Hence $R_{ijkl}=R_{klij}$ by using Theorem 1.

Theorem 4 (the second Bianchi identity). The curvature tensor $R_{ijkl}$  satisfies the following property

${R_{ijkl,h}} + {R_{ijlh,k}} + {R_{ijhk,l}} = 0$.

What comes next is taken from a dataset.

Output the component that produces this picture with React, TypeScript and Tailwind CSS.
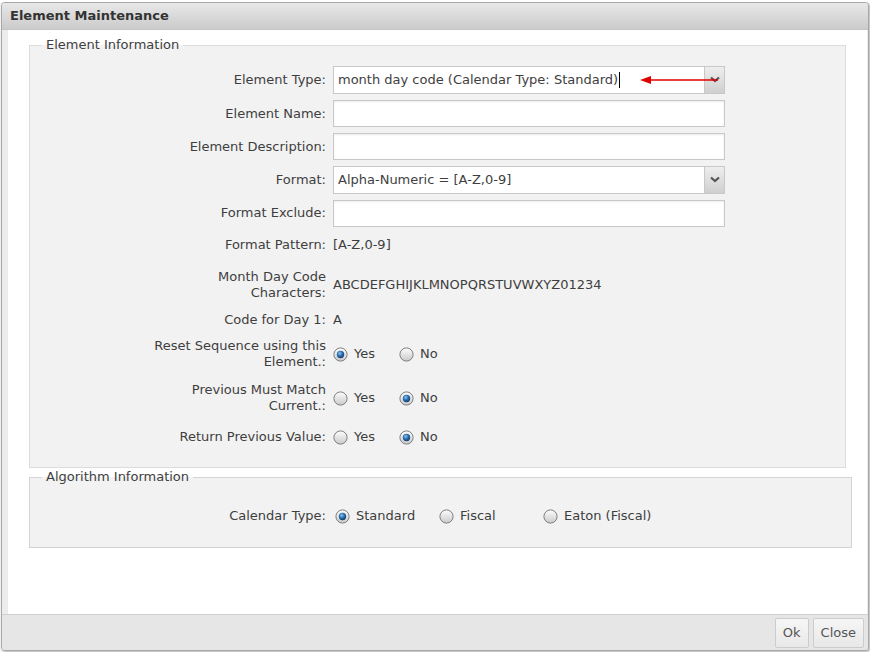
import React from 'react';

const font = { fontFamily: '"DejaVu Sans", Verdana, sans-serif' };

const Radio = ({ checked }: { checked?: boolean }) => (
  <svg width="15" height="15" viewBox="0 0 15 15" className="shrink-0">
    <defs>
      <linearGradient id="rg" x1="0" y1="0" x2="0" y2="1">
        <stop offset="0" stopColor="#fdfdfd" />
        <stop offset="1" stopColor="#cacaca" />
      </linearGradient>
      <radialGradient id="dot" cx="0.4" cy="0.35" r="0.7">
        <stop offset="0" stopColor="#8fc4f0" />
        <stop offset="0.5" stopColor="#2a6fb0" />
        <stop offset="1" stopColor="#0d3a66" />
      </radialGradient>
    </defs>
    <circle cx="7.5" cy="7.5" r="6.6" fill="url(#rg)" stroke="#7f7f7f" strokeWidth="1" />
    {checked && <circle cx="7.5" cy="7.5" r="3.7" fill="url(#dot)" />}
  </svg>
);

const Opt = ({ label, checked, w }: { label: string; checked?: boolean; w: string }) => (
  <div className={`flex items-center gap-[6px] ${w}`}>
    <Radio checked={checked} />
    <span>{label}</span>
  </div>
);

const Row = ({ label, h, children }: { label: React.ReactNode; h: string; children?: React.ReactNode }) => (
  <div className={`flex items-center ${h}`}>
    <div className="w-[303px] text-right leading-[16px] pr-[7px]">{label}</div>
    <div className="flex items-center flex-1">{children}</div>
  </div>
);

const TextInput = () => (
  <div className="h-[27px] w-[392px] bg-white border border-[#c8c8c8] shadow-[inset_0_1px_2px_rgba(0,0,0,0.08)]" />
);

const Chevron = () => (
  <div className="w-[20px] h-full border-l border-[#c8c8c8] bg-gradient-to-b from-[#eeeeee] to-[#cfcfcf] flex items-center justify-center">
    <svg width="10" height="7" viewBox="0 0 10 7">
      <path d="M1 1.5 L5 5 L9 1.5" fill="none" stroke="#555" strokeWidth="2.2" />
    </svg>
  </div>
);

export default function App() {
  return (
    <div className="w-[870px] h-[652px] bg-[#f4f4f4] text-[13px] text-[#3e3e3e]" style={font}>
      <div className="w-[868px] h-[649px] mt-[2px] ml-[1px] rounded-[4px] border border-[#a8a8a8] bg-[#ececec] flex flex-col overflow-hidden shadow-[1px_1px_2px_rgba(0,0,0,0.25)]">
        <div className="h-[27px] bg-gradient-to-b from-[#e8e8e8] to-[#cbcbcb] flex items-center pl-[8px] font-bold text-[#333] text-[13px] border-b border-[#c4c4c4]">
          Element Maintenance
        </div>
        <div className="flex-1 mx-[6px] mr-[1px] bg-white pt-[7px] pl-[21px]">
          <fieldset className="w-[817px] h-[431px] border border-[#dcdcdc] bg-[#f2f2f2] pt-[9px]">
            <legend className="ml-[12px] px-[4px] leading-[16px]">Element Information</legend>
            <Row label="Element Type:" h="h-[35px]">
              <div className="h-[28px] w-[392px] bg-white border border-[#c8c8c8] flex items-stretch">
                <div className="flex-1 flex items-center pl-[4px] relative">
                  <span>month day code (Calendar Type: Standard)</span>
                  <span className="w-[1px] h-[16px] bg-black ml-[1px]" />
                  <svg className="absolute left-[306px] top-[8px]" width="80" height="10" viewBox="0 0 80 10">
                    <line x1="8" y1="5" x2="78" y2="5" stroke="#e00000" strokeWidth="1.6" />
                    <path d="M0 5 L11 1 L11 9 Z" fill="#e00000" />
                  </svg>
                </div>
                <Chevron />
              </div>
            </Row>
            <Row label="Element Name:" h="h-[33px]"><TextInput /></Row>
            <Row label="Element Description:" h="h-[33px]"><TextInput /></Row>
            <Row label="Format:" h="h-[33px]">
              <div className="h-[28px] w-[392px] bg-white border border-[#c8c8c8] flex items-stretch">
                <div className="flex-1 flex items-center pl-[4px]">Alpha-Numeric = [A-Z,0-9]</div>
                <Chevron />
              </div>
            </Row>
            <Row label="Format Exclude:" h="h-[34px]"><TextInput /></Row>
            <Row label="Format Pattern:" h="h-[30px]">[A-Z,0-9]</Row>
            <Row label={<>Month Day Code<br />Characters:</>} h="h-[50px]">ABCDEFGHIJKLMNOPQRSTUVWXYZ01234</Row>
            <Row label="Code for Day 1:" h="h-[20px]">A</Row>
            <Row label={<>Reset Sequence using this<br />Element.:</>} h="h-[48px]">
              <Opt label="Yes" checked w="w-[66px]" />
              <Opt label="No" w="w-[60px]" />
            </Row>
            <Row label={<>Previous Must Match<br />Current.:</>} h="h-[40px]">
              <Opt label="Yes" w="w-[66px]" />
              <Opt label="No" checked w="w-[60px]" />
            </Row>
            <Row label="Return Previous Value:" h="h-[38px]">
              <Opt label="Yes" w="w-[66px]" />
              <Opt label="No" checked w="w-[60px]" />
            </Row>
          </fieldset>
          <fieldset className="w-[823px] h-[79px] mt-[1px] border border-[#d4d4d4] bg-[#f2f2f2] pt-[14px]">
            <legend className="ml-[12px] px-[4px] leading-[16px]">Algorithm Information</legend>
            <Row label="Calendar Type:" h="h-[34px]">
              <div className="pl-[2px] flex items-center">
                <Opt label="Standard" checked w="w-[104px]" />
                <Opt label="Fiscal" w="w-[104px]" />
                <Opt label="Eaton (Fiscal)" w="w-[120px]" />
              </div>
            </Row>
          </fieldset>
        </div>
        <div className="h-[36px] bg-[#e6e6e6] border-t border-[#d4cfcf] flex items-center justify-end gap-[4px] pr-[4px]">
          <button className="h-[30px] px-[7px] border border-[#cccccc] rounded-[2px] bg-gradient-to-b from-[#f6f6f6] to-[#e8e8e8] text-[#555] text-[13px]">Ok</button>
          <button className="h-[30px] px-[7px] border border-[#cccccc] rounded-[2px] bg-gradient-to-b from-[#f6f6f6] to-[#e8e8e8] text-[#555] text-[13px]">Close</button>
        </div>
      </div>
    </div>
  );
}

Proof. One can use the normal coordinates in order to simplify the calculation. Indeed, normal coordinates tell us at a given point that

$g_{ij}=\delta_{ij}$ and $g_{ij,k}=\Gamma_{ij}^k=0$

for all $i$, $j$, $k$. Thus,

$\displaystyle\begin{gathered} R_{ikl}^h\frac{\partial }{{\partial {x^h}}} \;= R\left( {\frac{\partial }{{\partial {x^k}}},\frac{\partial }{{\partial {x^l}}}} \right)\frac{\partial }{{\partial {x^i}}} = {\nabla _{\frac{\partial }{{\partial {x^k}}}}}{\nabla _{\frac{\partial }{{\partial {x^l}}}}}\frac{\partial }{{\partial {x^i}}} - {\nabla _{\frac{\partial }{{\partial {x^l}}}}}{\nabla _{\frac{\partial }{{\partial {x^k}}}}}\frac{\partial }{{\partial {x^i}}} \hfill \\ \qquad\qquad = {\nabla _{\frac{\partial }{{\partial {x^k}}}}}\left( {\Gamma _{li}^m\frac{\partial }{{\partial {x^m}}}} \right) - {\nabla _{\frac{\partial }{{\partial {x^l}}}}}\left( {\Gamma _{ki}^n\frac{\partial }{{\partial {x^n}}}} \right) = \frac{{\partial \Gamma _{li}^m}}{{\partial {x^k}}}\frac{\partial }{{\partial {x^m}}} - \frac{{\partial \Gamma _{ki}^n}}{{\partial {x^l}}}\frac{\partial }{{\partial {x^n}}} \hfill \\\qquad\qquad = \left( {\frac{{\partial \Gamma _{li}^m}}{{\partial {x^k}}} - \frac{{\partial \Gamma _{ki}^m}}{{\partial {x^l}}}} \right)\frac{\partial }{{\partial {x^m}}} \hfill \\ \end{gathered}$

which implies

$\displaystyle \begin{gathered}R_{ikl}^h \;= \frac{{\partial \Gamma _{li}^h}}{{\partial {x^k}}} - \frac{{\partial \Gamma _{ki}^h}}{{\partial {x^l}}} \hfill \\ \qquad= \frac{\partial }{{\partial {x^k}}}\left( {\frac{1}{2}{g^{hm}}\left( {{g_{ml,i}} + {g_{mi,l}} - {g_{li,m}}} \right)} \right) - \frac{\partial }{{\partial {x^l}}}\left( {\frac{1}{2}{g^{hn}}\left( {{g_{nk,i}} + {g_{ni,k}} - {g_{ki,n}}} \right)} \right) \hfill \\ \qquad= \frac{1}{2}{g^{hm}}\left( {{g_{ml,ik}} + {g_{mi,lk}} - {g_{mk,il}} - {g_{mi,kl}} - {g_{li,mk}} + {g_{ki,ml}}} \right) \hfill \\ \qquad = \frac{1}{2}{g^{hm}}\left( {{g_{ml,ik}} - {g_{mk,il}} - {g_{li,mk}} + {g_{ki,ml}}} \right). \hfill \\ \end{gathered}$

Hence

$\displaystyle {R_{ijkl}} = {g_{jh}}R_{ikl}^h = \frac{1}{2}\left( {{g_{jl,ik}} - {g_{jk,il}} - {g_{li,jk}} + {g_{ki,jl}}} \right)$

which implies

$\displaystyle{R_{ijkl,h}} = \frac{1}{2}\left( {{g_{jl,ikh}} - {g_{jk,ilh}} - {g_{li,jkh}} + {g_{ki,jlh}}} \right)$.

Similarly, we can write down $R_{ijlh,k}$ and $R_{ijhk,l}$. Summing up we get the desired result.